Operando Spectroelectrochemical Observation of Surface States and Active Sites in Chalcopyrite Photocathodes for Solar Water Reduction
Photoelectrochemical (PEC) water splitting is emerging as a solid platform that could potentially sustain a carbon-free hydrogen community.[1] Among the different photoactive materials that could integrate a PEC device for overall water splitting, the group of I-III-VI semiconductors composed of CuIn0.3Ga0.7S2 (CIGS) is drawing increasing attention as photocathode materials owing to their outstanding optoelectronic properties and tunable band gap. However, serious bottlenecks for the implementation of this class of materials arise from first, the costly fabrication of PV-grade thin-films normally relying on non-scalable vacuum techniques, and second, the need for overlayers/catalyst to perform the hydrogen evolution reaction.[2,3]
Recently, we reported a novel all-solution-processed CIGS photocathode that demonstrates an unprecedented photoelectrocatalytic performance, even in the absence overlayers or co-catalyst.[4] Although the photocurrent onset is still delayed with respect to the flat-band potential, this breakthrough offers an elegant solution for cost-effective solar fuel production.

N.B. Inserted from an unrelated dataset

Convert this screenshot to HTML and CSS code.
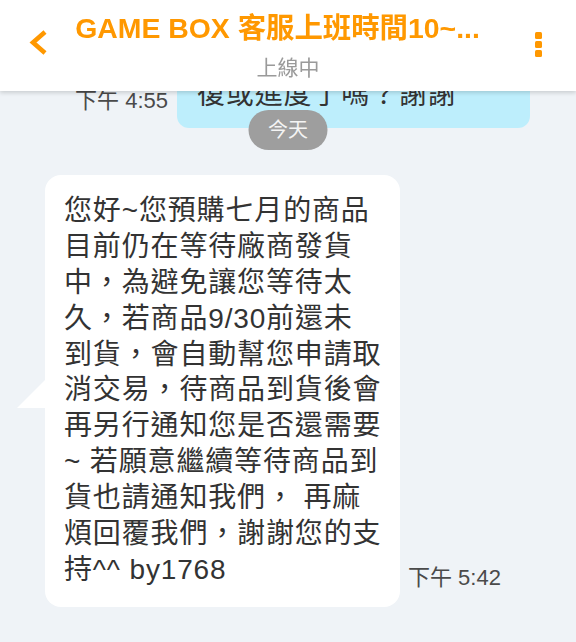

Motivated by its splendid intrinsic catalytic properties and unsatisfactory photovoltage, we deployed three complementary operando spectroelectrochemical techniques viz. photoelectrochemical impedance spectroscopy (PEIS), intensity-modulated photocurrent spectroscopy (IMPS) and operando Raman spectroscopy to find out the reason for the limited photovoltage of this material. The new insights gained into the characteristics of the semiconductor-liquid junction (SCLJ) offer unprecedented information on the interfacial carrier dynamics (e.g. surface states, charge transfer/recombination kinetics and catalytic active sites) on this type of materials. Our results provide a closer look at the SCLJ and build the fundamental understanding for not only shift the onset potential but also further increase the PEC performance.
[1] Y. Liu, N. Guijarro, K. Sivula, Helvetica Chimica Acta, 2020, 103, e2000064.
[2] Y. Liu, F. Le Formal, F. Boudoire, L. Yao, K. Sivula, N. Guijarro, J. Mater. Chem. A, 2019, 7, 1669-1677.
[3] Y. Liu, F. Le Formal, F. Boudoire, N. Guijarro, ACS Appl. Energy Mater., 2019, 2, 6825-6833.
[4] N. Guijarro, M. S. Prévot, X. Yu, X. A. Jeanbourquin, P. Bornoz, W. Bourée, M. Johnson, F. Le Formal, K. Sivula, Adv. Energy Mater., 2016, 6,1501949.